Readers following the thread spawned by Wednesday’s Song of the Day know that El Somnambulo has no love for the second Blood, Sweat and Tears LP, which spent seven weeks at No. 1 on the Billboard album chart and spawned three No. 2 singles, including this tune, written by a 17-year-old Laura Nyro.
Nyro wasn’t the first to record her song, because she sold it for $5,000 to Peter, Paul and Mary, who included it on their sixth LP.

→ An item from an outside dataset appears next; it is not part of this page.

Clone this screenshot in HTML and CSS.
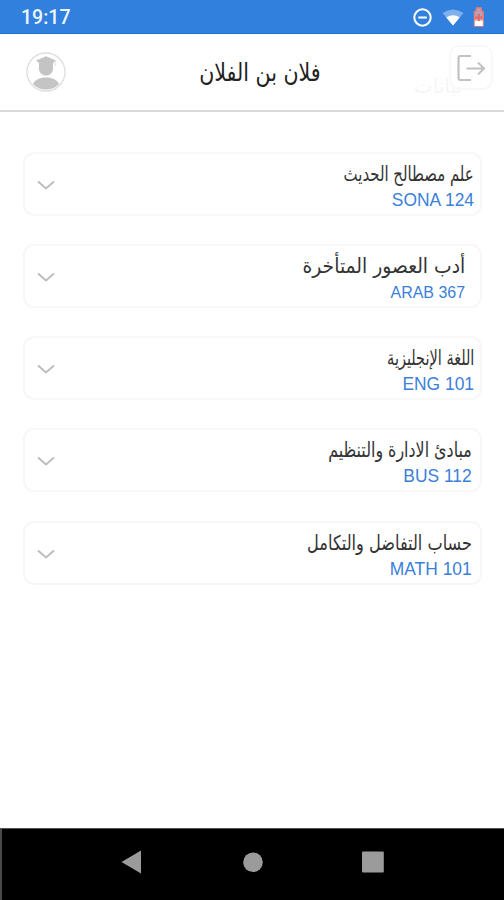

It became a huge hit for BS&T, but I understand El Som’s distaste for it. I don’t care for the cowboy-song atmosphere of the arrangement, though David Clayton-Thomas’ vocal is more restrained that I remembered it, at least until the coda.
Nyro’s compositions drew on so many strains of American popular music that artists across various genres recorded her tunes. Jazz pianist Billy Childs recruited Alison Krauss and dobro virtuoso Jerry Douglas for his version on his 2014 Nyro tribute album “Map to the Treasure.” Childs’ arrangement, unlike Nyro’s upbeat original, gives the song a more haunting feel.
Childs isn’t the first jazzman to tackle the tune. Chet Baker released an upbeat version based on the BS&T arrangement on his “Blood, Chet and Tears” LP in 1970.